Really Lane sits as a writer in the category of post war humourists, mainly grammar school, like Galton and Simpson and similarly minded serious '60s kitchen sink novelists/dramatists like Barstow ("A Kind of Loving"), Sillitoe ("The Loneliness of the Long Distance Runner") and Loach ("Cathy Come Home"). Of course, being a woman she was a trailblazer too. As the Winter of Discontent led to a new Conservatism, the country was divided in its willingness to take on her kinds of themes. I would argue, though, that she was a leader in what in the 1970s/1980s was the second wave of socially conscious comedy and drama. Add here John Sullivan's commanding "Only Fools and Horses" which was part Galton and Simpson, part "Minder" and part a counterpart to Lane's element of bittersweet. Plus Bleasdale's "Boys of the Blackstuff". All these people are true greats.
She wrote the Liver Birds with Myra Taylor.
Was Bread slagged off at the time? I thought it was only retrospectively with Political Correctness.
Anyway I enjoyed both these 2 and Butterflies even though the latter was a very gentle humour - more of a comedy drama really. Probably the first of its type.
Quote: Chappers @ 31st May 2016, 11:02 PM BSTShe wrote the Liver Birds with Myra Taylor.
Was Bread slagged off at the time? I thought it was only retrospectively with Political Correctness.
Anyway I enjoyed both these 2 and Butterflies even though the latter was a very gentle humour - more of a comedy drama really.
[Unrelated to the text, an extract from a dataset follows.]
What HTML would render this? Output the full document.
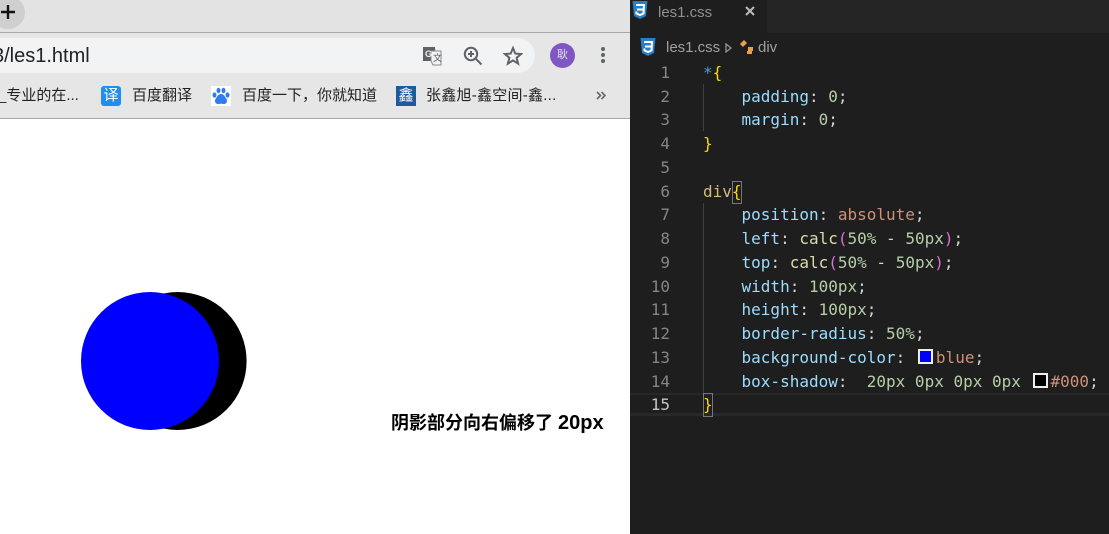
<!DOCTYPE html>
<html><head><meta charset="utf-8"><style>
*{margin:0;padding:0;box-sizing:border-box}
html,body{width:1109px;height:534px;overflow:hidden;background:#fff}
body{position:relative;font-family:"Liberation Sans","Noto Sans CJK SC",sans-serif}
.a{position:absolute;white-space:nowrap}
.bm{font-size:15px;color:#222;top:87px;line-height:18px}
.ln{position:absolute;left:630px;width:40px;text-align:right;font:16px/24px "DejaVu Sans Mono",monospace;color:#858585}
.cd{position:absolute;left:703px;font:16px/24px "DejaVu Sans Mono",monospace;color:#d4d4d4;white-space:pre}
.p{color:#9cdcfe}.n{color:#b5cea8}.s{color:#ce9178}.y{color:#ffd700}.m{color:#da70d6}.t{color:#d7ba7d}
.sw{display:inline-block;width:15px;height:15px;border:2px solid #eee;vertical-align:-1px}
</style></head><body>
<div class="a" style="left:0;top:0;width:630px;height:32px;background:#e3e3e3"></div>
<div class="a" style="left:-9px;top:-4px;width:34px;height:33px;border-radius:50%;background:#cfcfcf"></div>
<svg class="a" style="left:0;top:3px" width="16" height="18"><path d="M1 9H15M8 2V16" stroke="#111" stroke-width="2.4"/></svg>
<div class="a" style="left:0;top:32px;width:630px;height:1px;background:#a8a8a8"></div>
<div class="a" style="left:0;top:33px;width:630px;height:85px;background:#e6e6e6"></div>
<div class="a" style="left:0;top:38px;width:535px;height:35px;border-radius:0 18px 18px 0;background:#f1f3f4"></div>
<div class="a" style="left:-7px;top:45px;font-size:20px;line-height:22px;color:#222">3/les1.html</div>
<svg class="a" style="left:421px;top:45px" width="22" height="21"><path d="M2 2H14L15 16H2Z" fill="#5f6368"/><path d="M10 6H20V20H12L10 16Z" fill="#f1f3f4" stroke="#8a8a8a"/><text x="4" y="12" font-size="9" font-weight="bold" fill="#eee" font-family="Liberation Sans">G</text><text x="12" y="16" font-size="9" fill="#555" font-family="Noto Sans CJK SC">文</text></svg>
<svg class="a" style="left:463px;top:46px" width="20" height="20" fill="none" stroke="#5f6368" stroke-width="2"><circle cx="8" cy="8" r="6.2"/><path d="M13 13L18.5 18.5M5 8H11M8 5V11"/></svg>
<svg class="a" style="left:503px;top:46px" width="20" height="20" fill="none" stroke="#5f6368" stroke-width="2"><path d="M10 2L12.3 7.6L18.2 8L13.6 11.8L15.1 17.6L10 14.4L4.9 17.6L6.4 11.8L1.8 8L7.7 7.6Z"/></svg>
<div class="a" style="left:550px;top:43px;width:25px;height:25px;border-radius:50%;background:#7e57c2;color:#e8dff5;font-size:11px;line-height:25px;text-align:center">耿</div>
<div class="a" style="left:601px;top:47px;width:4px;height:4px;border-radius:50%;background:#5f6368;box-shadow:0 6px 0 #5f6368,0 12px 0 #5f6368"></div>
<div class="a bm" style="left:-2px">_专业的在...</div>
<div class="a" style="left:101px;top:86px;width:20px;height:20px;border-radius:3px;background:#1e8ef0;color:#fff;font-size:15px;line-height:20px;text-align:center">译</div>
<div class="a bm" style="left:132px">百度翻译</div>
<svg class="a" style="left:211px;top:86px" width="20" height="20"><rect width="20" height="20" fill="#fff"/><g fill="#2f7cf0"><ellipse cx="3.5" cy="9" rx="2" ry="2.6"/><ellipse cx="7.5" cy="4.5" rx="2" ry="2.7"/><ellipse cx="12.5" cy="4.5" rx="2" ry="2.7"/><ellipse cx="16.5" cy="9" rx="2" ry="2.6"/><path d="M10 8C7 8 6 11 4.5 13C3 16 5 18.5 8 18C9.500 17.700 10.500 17.700 12 18C15 18.500 17 16 15.500 13C14 11 13 8 10 8Z"/></g></svg>
<div class="a bm" style="left:242px">百度一下，你就知道</div>
<div class="a" style="left:396px;top:86px;width:20px;height:20px;background:#1f5aa0;color:#fff;font-size:15px;line-height:20px;text-align:center">鑫</div>
<div class="a bm" style="left:426px;letter-spacing:.25px">张鑫旭-鑫空间-鑫...</div>
<svg class="a" style="left:596px;top:90px" width="11" height="11" fill="none" stroke="#666" stroke-width="1.6"><path d="M1 2L4.500 5.500L1 9M5.500 2L9 5.500L5.500 9"/></svg>
<div class="a" style="left:0;top:118px;width:630px;height:1px;background:#a8a8a8"></div>
<div class="a" style="left:81px;top:292px;width:138px;height:138px;border-radius:50%;background:#00f;box-shadow:27.600px 0 0 0 #000"></div>
<div class="a" style="left:391px;top:411px;font-size:18px;font-weight:bold;line-height:24px;color:#000">阴影部分向右偏移了 <span style="font-size:20px">20px</span></div>

<div class="a" style="left:630px;top:0;width:479px;height:534px;background:#1e1e1e"></div>
<div class="a" style="left:767px;top:0;width:342px;height:33px;background:#252526"></div>
<svg class="a" style="left:632px;top:1px" width="16" height="18"><path d="M0.500 0H15.500L14 15L8 18L2 15Z" fill="#2a7fc4"/><path d="M4 4H12L11.500 12.500L8 14L4.500 12.500L4.300 10.500M5 8.500H11.500" fill="none" stroke="#fff" stroke-width="2"/></svg>
<div class="a" style="left:658px;top:3px;font-size:15px;line-height:20px;color:#8f8f8f">les1.css</div>
<svg class="a" style="left:745px;top:6px" width="10" height="10" stroke="#bbb" stroke-width="2"><path d="M1 1L9 9M9 1L1 9"/></svg>
<svg class="a" style="left:640px;top:38px" width="16" height="18"><path d="M0.500 0H15.500L14 15L8 18L2 15Z" fill="#2a7fc4"/><path d="M4 4H12L11.500 12.500L8 14L4.500 12.500L4.300 10.500M5 8.500H11.500" fill="none" stroke="#fff" stroke-width="2"/></svg>
<div class="a" style="left:666px;top:38px;font-size:15px;line-height:20px;color:#a0a0a0">les1.css</div>
<svg class="a" style="left:725px;top:43px" width="7" height="10"><path d="M1 1L6 5L1 9Z" fill="none" stroke="#999" stroke-width="1.200"/></svg>
<svg class="a" style="left:739px;top:39px" width="17" height="16"><path d="M1 5L5 1L8 4L4 8ZM9 8H14V12H9ZM8 12H13V15H8Z" fill="#e8a04c"/></svg>
<div class="a" style="left:758px;top:38px;font-size:15px;line-height:20px;color:#a0a0a0">div</div>

<div class="a" style="left:703px;top:84px;width:1px;height:47px;background:#404040"></div>
<div class="a" style="left:703px;top:203px;width:1px;height:190px;background:#404040"></div>
<div class="a" style="left:630px;top:393px;width:479px;height:23px;border-top:2px solid #282828;border-bottom:3px solid #282828"></div>
<div class="a" style="left:703px;top:393px;width:10px;height:24px;border:1px solid #777"></div>
<div class="a" style="left:732px;top:181px;width:10px;height:23px;border:1px solid #777"></div>

<div class="ln" style="top:61px">1</div>
<div class="ln" style="top:85px">2</div>
<div class="ln" style="top:108px">3</div>
<div class="ln" style="top:132px">4</div>
<div class="ln" style="top:156px">5</div>
<div class="ln" style="top:180px">6</div>
<div class="ln" style="top:203px">7</div>
<div class="ln" style="top:227px">8</div>
<div class="ln" style="top:251px">9</div>
<div class="ln" style="top:275px">10</div>
<div class="ln" style="top:298px">11</div>
<div class="ln" style="top:322px">12</div>
<div class="ln" style="top:346px">13</div>
<div class="ln" style="top:370px">14</div>
<div class="ln" style="top:393px;color:#c6c6c6">15</div>

<div class="cd" style="top:61px"><span style="color:#4a9de0">*</span><span class="y">{</span></div>
<div class="cd" style="top:85px">    <span class="p">padding</span>: <span class="n">0</span>;</div>
<div class="cd" style="top:108px">    <span class="p">margin</span>: <span class="n">0</span>;</div>
<div class="cd" style="top:132px"><span class="y">}</span></div>
<div class="cd" style="top:180px"><span class="t">div</span><span class="y">{</span></div>
<div class="cd" style="top:203px">    <span class="p">position</span>: <span class="s">absolute</span>;</div>
<div class="cd" style="top:227px">    <span class="p">left</span>: <span style="color:#dcdcaa">calc</span><span class="m">(</span><span class="n">50%</span> - <span class="n">50px</span><span class="m">)</span>;</div>
<div class="cd" style="top:251px">    <span class="p">top</span>: <span style="color:#dcdcaa">calc</span><span class="m">(</span><span class="n">50%</span> - <span class="n">50px</span><span class="m">)</span>;</div>
<div class="cd" style="top:275px">    <span class="p">width</span>: <span class="n">100px</span>;</div>
<div class="cd" style="top:298px">    <span class="p">height</span>: <span class="n">100px</span>;</div>
<div class="cd" style="top:322px">    <span class="p">border-radius</span>: <span class="n">50%</span>;</div>
<div class="cd" style="top:346px">    <span class="p">background-color</span>: <span class="sw" style="background:#00f;margin:0 3px 0 3px"></span><span class="s">blue</span>;</div>
<div class="cd" style="top:370px">    <span class="p">box-shadow</span>:  <span class="n">20px 0px 0px 0px</span> <span class="sw" style="background:#000;margin:0 3px 0 2px"></span><span class="s">#000</span>;</div>
<div class="cd" style="top:393px"><span class="y">}</span></div>
</body></html>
Probably the first of its type.
I think it was slagged off by a lot of people in the South.
Anyhow, I liked it.
She was also an animal lover.
I would've thought it was those in Liverpool itself who took offence.
Quote: Chappers @ 31st May 2016, 11:12 PM BSTI would've thought it was those in Liverpool itself who took offence.
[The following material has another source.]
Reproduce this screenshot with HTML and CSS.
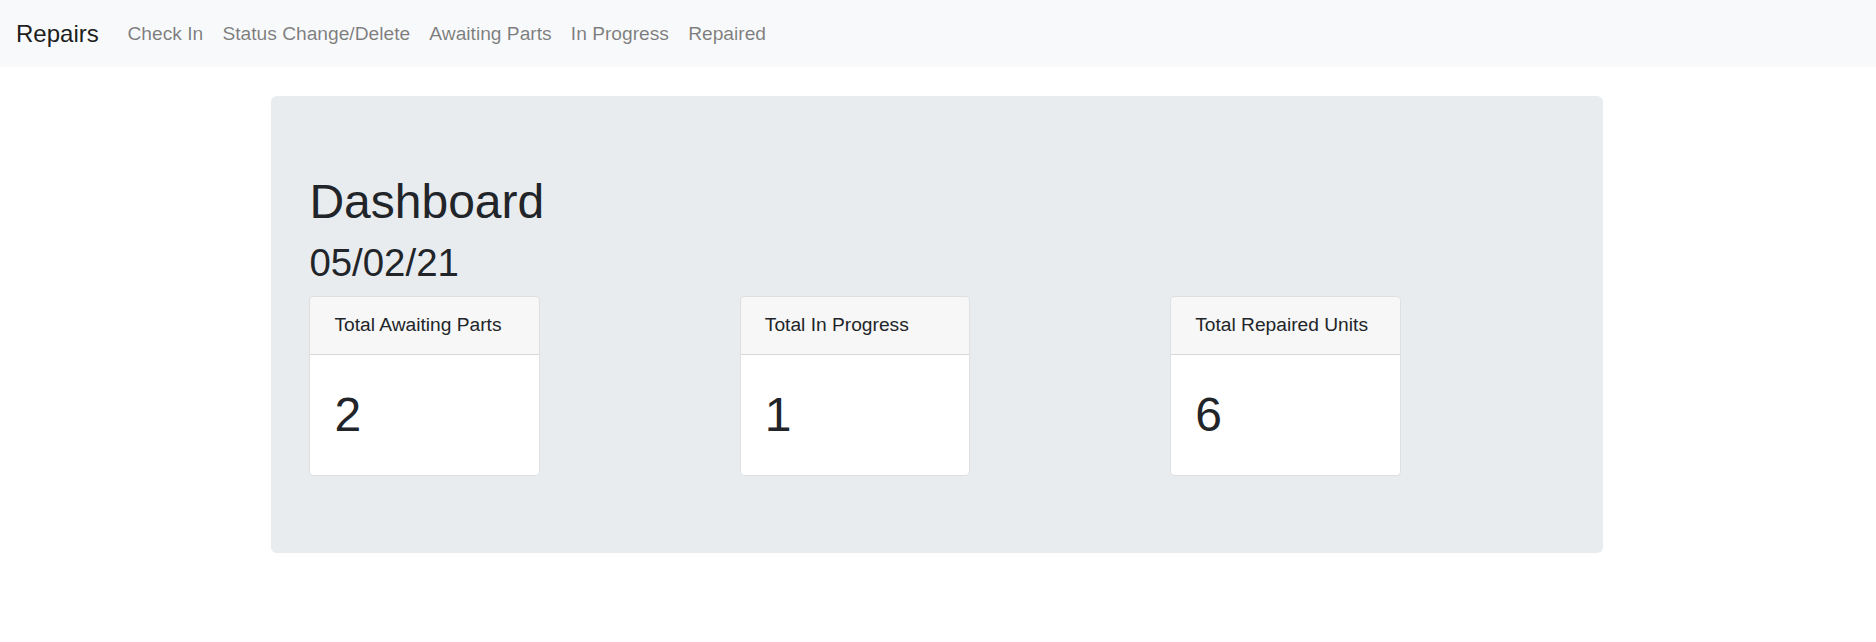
FILE: index.html
```html
<!DOCTYPE html>
<html lang="en">
<head>
<meta charset="utf-8">
<title>Repairs</title>
<link rel="stylesheet" href="styles.css">
</head>
<body>
<nav class="navbar">
  <a class="brand" href="#">Repairs</a>
  <ul class="nav">
    <li><a class="nav-link" href="#">Check In</a></li>
    <li><a class="nav-link" href="#">Status Change/Delete</a></li>
    <li><a class="nav-link" href="#">Awaiting Parts</a></li>
    <li><a class="nav-link" href="#">In Progress</a></li>
    <li><a class="nav-link" href="#">Repaired</a></li>
  </ul>
</nav>
<div class="container">
  <div class="jumbotron">
    <h1 class="title">Dashboard</h1>
    <h2 class="date">05/02/21</h2>
    <div class="row">
      <div class="col">
        <div class="card">
          <div class="card-header">Total Awaiting Parts</div>
          <div class="card-body"><h1 class="card-title">2</h1></div>
        </div>
      </div>
      <div class="col">
        <div class="card">
          <div class="card-header">Total In Progress</div>
          <div class="card-body"><h1 class="card-title">1</h1></div>
        </div>
      </div>
      <div class="col">
        <div class="card">
          <div class="card-header">Total Repaired Units</div>
          <div class="card-body"><h1 class="card-title">6</h1></div>
        </div>
      </div>
    </div>
  </div>
</div>
</body>
</html>
```

FILE: styles.css
```css
html {
  font-size: 19.2px;
}
* {
  box-sizing: border-box;
}
body {
  margin: 0;
  font-family: "Liberation Sans", Arial, sans-serif;
  font-size: 1rem;
  line-height: 1.5;
  color: #212529;
  background: #fff;
}
a {
  text-decoration: none;
}
.navbar {
  display: flex;
  align-items: center;
  padding: 0.5rem 1rem 0.5rem 16px;
  background: #f8f9fa;
}
.brand {
  font-size: 1.25rem;
  padding: 0.3125rem 0;
  margin-right: 1rem;
  color: rgba(0, 0, 0, 0.9);
  line-height: 1.5;
}
.nav {
  display: flex;
  list-style: none;
  margin: 0;
  padding: 0;
}
.nav-link {
  display: block;
  padding: 0.55rem 0.5rem 0.45rem;
  color: rgba(0, 0, 0, 0.5);
}
.container {
  max-width: 1368px;
  margin: 0 auto;
  padding: 0 19px 0 17px;
  margin-top: 1.5rem;
}
.jumbotron {
  background: #e9ecef;
  border-radius: 0.3rem;
  padding: 4rem 2rem;
  margin-bottom: 2rem;
}
.title {
  font-size: 2.5rem;
  font-weight: 500;
  line-height: 1.2;
  margin: 0 0 0.5rem;
}
.date {
  font-size: 2rem;
  font-weight: 500;
  line-height: 1.2;
  margin: 0 0 0.5rem;
}
.row {
  display: flex;
  margin: 0 -18px;
}
.col {
  flex: 1 1 0;
  padding: 0 18px;
}
.card {
  width: 12rem;
  background: #fff;
  border: 1px solid rgba(0, 0, 0, 0.125);
  border-radius: 0.25rem;
  overflow: hidden;
}
.card-header {
  padding: 0.75rem 1.25rem;
  background: rgba(0, 0, 0, 0.03);
  border-bottom: 1px solid rgba(0, 0, 0, 0.125);
}
.card-body {
  padding: 1.25rem;
}
.card-title {
  font-size: 2.5rem;
  font-weight: 500;
  line-height: 1.5;
  margin: 0;
}
```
If you don't mind, I don't think I am going to go there.
Quote: A Horseradish @ 31st May 2016, 11:14 PM BSTIf you don't mind, I don't think I am going to go there.
Where - Liverpool?
Quote: Chappers @ 31st May 2016, 11:15 PM BSTWhere - Liverpool?
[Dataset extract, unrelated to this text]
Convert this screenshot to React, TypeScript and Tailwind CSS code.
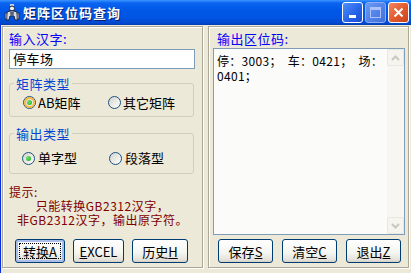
import React from 'react';

const font = "font-['Noto_Sans_CJK_SC','Noto_Sans',sans-serif]";

function Radio({ checked, hot }: { checked?: boolean; hot?: boolean }) {
  return (
    <span className="relative flex h-[13px] w-[13px] shrink-0 items-center justify-center rounded-full border border-[#1C5180] bg-[linear-gradient(135deg,#D4D4CD,#FFFFFF)]">
      {hot && <span className="absolute inset-0 rounded-full border-2 border-[#F9B83C]" />}
      {checked && (
        <span className="relative h-[5px] w-[5px] rounded-full bg-[radial-gradient(circle_at_35%_35%,#6BE86B,#1FA01F)]" />
      )}
    </span>
  );
}

function XpButton({ w, focus, children }: { w: string; focus?: boolean; children: React.ReactNode }) {
  return (
    <button
      className={`relative ${w} flex h-[24px] items-center justify-center rounded-[3px] border border-[#003C74] bg-[linear-gradient(to_bottom,#FFFFFF,#F4F4F0_60%,#E3E1D9_90%,#D6D0C5)] text-[13px] leading-none text-black ${
        focus ? 'shadow-[inset_0_0_0_2px_#A9BEEB]' : ''
      }`}
    >
      {focus && <span className="absolute inset-[3px] border border-dotted border-black" />}
      <span className="relative">{children}</span>
    </button>
  );
}

function TitleIcon() {
  return (
    <svg width="16" height="18" viewBox="0 0 16 18">
      <rect x="6" y="0" width="4" height="2" fill="#C8D0E0" />
      <circle cx="8" cy="4.5" r="2.5" fill="#F0F0F0" stroke="#202840" strokeWidth="1" />
      <path d="M3 8 L6 7 L10 7 L13 8 L14 16 L11 16 L10 12 L6 12 L5 16 L2 16 Z" fill="#D8DCE4" stroke="#1A2240" strokeWidth="1" />
      <path d="M6 8 L10 8 L9.5 12 L6.5 12 Z" fill="#5A6478" />
      <rect x="1" y="9" width="2" height="6" fill="#9098A8" stroke="#1A2240" strokeWidth="0.6" />
      <rect x="13" y="9" width="2" height="6" fill="#9098A8" stroke="#1A2240" strokeWidth="0.6" />
    </svg>
  );
}

export default function App() {
  return (
    <div className={`flex h-[273px] w-[411px] flex-col overflow-hidden bg-[#ECE9D8] ${font}`}>
      {/* title bar */}
      <div className="flex h-[25px] shrink-0 items-center bg-[linear-gradient(to_bottom,#3D95FF_0%,#0A64F0_12%,#0058E8_40%,#0055E3_70%,#0048D0_92%,#003CB0_100%)] pl-[4px] pr-[2px]">
        <TitleIcon />
        <span className="ml-[3px] text-[13px] font-bold tracking-[1px] text-white [text-shadow:1px_1px_0_#0A1F6E]">
          矩阵区位码查询
        </span>
        <div className="ml-auto flex gap-[2px] self-start pt-[2px]">
          <div className="flex h-[21px] w-[21px] items-end justify-center rounded-[3px] border border-white bg-[linear-gradient(135deg,#4E8FF8,#2461E8_60%,#1E4FD0)] pb-[4px]">
            <span className="h-[3px] w-[7px] bg-white" />
          </div>
          <div className="flex h-[21px] w-[21px] items-center justify-center rounded-[3px] border border-[#8DAEF5] bg-[linear-gradient(135deg,#6C9AF3,#4F7FE8_60%,#4470DA)]">
            <span className="h-[11px] w-[11px] border border-t-[3px] border-[#A9C2F7]" />
          </div>
          <div className="flex h-[21px] w-[21px] items-center justify-center rounded-[3px] border border-white bg-[linear-gradient(135deg,#F0885E,#E2582C_55%,#C9401C)]">
            <svg width="11" height="11" viewBox="0 0 11 11">
              <path d="M1.5 1.5 L9.5 9.5 M9.5 1.5 L1.5 9.5" stroke="#fff" strokeWidth="2" />
            </svg>
          </div>
        </div>
      </div>

      {/* body */}
      <div className="flex flex-1 gap-[5px] border-l border-[#0831D9] pl-[1px] pr-[2px] pt-[1px]">
        {/* left panel */}
        <div className="flex h-[242px] w-[201px] flex-col border border-[#ACA899] px-[6px] pt-[4px] shadow-[inset_1px_1px_0_#fff,1px_1px_0_#fff]">
          <div className="h-[15px] text-[13px] leading-[15px] tracking-[0.5px] text-[#0000FF]">输入汉字:</div>
          <div className="mt-[3px] flex h-[20px] w-[186px] items-center border border-[#7F9DB9] bg-white pl-[3px] text-[13px] tracking-[0.5px] text-black">
            停车场
          </div>

          <fieldset className="mt-[7px] h-[41px] w-[185px] rounded-[3px] border border-[#D0D0BF] px-[13px]">
            <legend className="ml-[-9px] px-[2px] text-[13px] leading-[15px] tracking-[0.5px] text-[#0046D5]">矩阵类型</legend>
            <div className="flex h-[23px] items-center text-[13px] text-black">
              <label className="flex w-[85px] items-center gap-[2px]">
                <Radio checked hot />
                <span>AB矩阵</span>
              </label>
              <label className="flex items-center gap-[2px]">
                <Radio />
                <span>其它矩阵</span>
              </label>
            </div>
          </fieldset>

          <fieldset className="mt-[9px] h-[48px] w-[185px] rounded-[3px] border border-[#D0D0BF] px-[12px]">
            <legend className="ml-[-8px] px-[2px] text-[13px] leading-[15px] tracking-[0.5px] text-[#0046D5]">输出类型</legend>
            <div className="mt-[6px] flex h-[22px] items-center text-[13px] text-black">
              <label className="flex w-[87px] items-center gap-[3px]">
                <Radio checked />
                <span>单字型</span>
              </label>
              <label className="flex items-center gap-[3px]">
                <Radio />
                <span>段落型</span>
              </label>
            </div>
          </fieldset>

          <div className="mt-[11px] text-[12px] leading-[14px] tracking-[0.5px] text-[#800000]">
            <div>提示:</div>
            <div className="text-center">只能转换GB2312汉字，</div>
            <div className="text-center">非GB2312汉字，输出原字符。</div>
          </div>

          <div className="mt-[12px] flex items-center pl-[6px]">
            <XpButton w="w-[50px]" focus>
              转换<u>A</u>
            </XpButton>
            <div className="ml-[8px]">
              <XpButton w="w-[51px]">
                <u>E</u>XCEL
              </XpButton>
            </div>
            <div className="ml-[8px]">
              <XpButton w="w-[56px]">
                历史<u>H</u>
              </XpButton>
            </div>
          </div>
        </div>

        {/* right panel */}
        <div className="flex h-[242px] w-[201px] flex-col border border-[#ACA899] pl-[4px] pt-[4px] shadow-[inset_1px_1px_0_#fff,1px_1px_0_#fff]">
          <div className="h-[15px] pl-[4px] text-[13px] leading-[15px] tracking-[0.5px] text-[#0000FF]">输出区位码:</div>
          <div className="mt-[2px] flex h-[187px] w-[192px] border border-[#7F9DB9] bg-[#FBFBFA]">
            <div className="flex-1 whitespace-pre pl-[3px] pt-[4px] text-[12px] leading-[15px] tracking-[0.3px] text-black">
              <div>停：3003；  车：0421；  场：</div>
              <div>0401；</div>
            </div>
            <div className="flex w-[17px] flex-col bg-[#F7F6F1]">
              <div className="flex h-[17px] items-center justify-center rounded-[2px] border border-[#E8E7E0] bg-[#F5F4EE]">
                <svg width="9" height="6" viewBox="0 0 9 6">
                  <path d="M1 5 L4.5 1.5 L8 5" stroke="#C9C8BE" strokeWidth="2" fill="none" />
                </svg>
              </div>
              <div className="flex-1" />
              <div className="flex h-[17px] items-center justify-center rounded-[2px] border border-[#E8E7E0] bg-[#F5F4EE]">
                <svg width="9" height="6" viewBox="0 0 9 6">
                  <path d="M1 1 L4.5 4.5 L8 1" stroke="#C9C8BE" strokeWidth="2" fill="none" />
                </svg>
              </div>
            </div>
          </div>

          <div className="mt-[4px] flex items-center gap-[9px] pl-[5px]">
            <XpButton w="w-[55px]">
              保存<u>S</u>
            </XpButton>
            <XpButton w="w-[55px]">
              清空<u>C</u>
            </XpButton>
            <XpButton w="w-[55px]">
              退出<u>Z</u>
            </XpButton>
          </div>
        </div>
      </div>
    </div>
  );
}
I never have been although I would love to go.
The self-therapist part of me is just a bit worried that it would have an impact on one of my coping mechanisms. The one that places me in "Strawberry Fields Forever" on the days when I am unable to access "Woodstock".
Whatever you think of her sitcoms she deserves a mention as one of the very few female sitcom writers, and probably the only non performing writer, meaning she had only her writing to get her noticed. She started in the 60s, now in so called gender equal PC 2016 there are no current female sitcom writers on the scene!
Butterflies was a decent gently funny sitcom with a strong cast.
RIP
A great writer with a plethora of great work that's she left behind for us all.
RIP Great writer - loved Liver Birds and Butterflies but Bread? Nah.
I see that she also wrote some scripts for Bless this House.
Such range. Scousers are naturally funny and men are useless without a woman behind them. Have I missed anything?
Liver Birds and Butterflies was a bit early for me but I never missed Bread even when they changed Joey. I'll never forget the episode where they bought a cupboard full of books and later discovered bank notes hidden in some of the books. Such a feel good episode where something went thier way for once.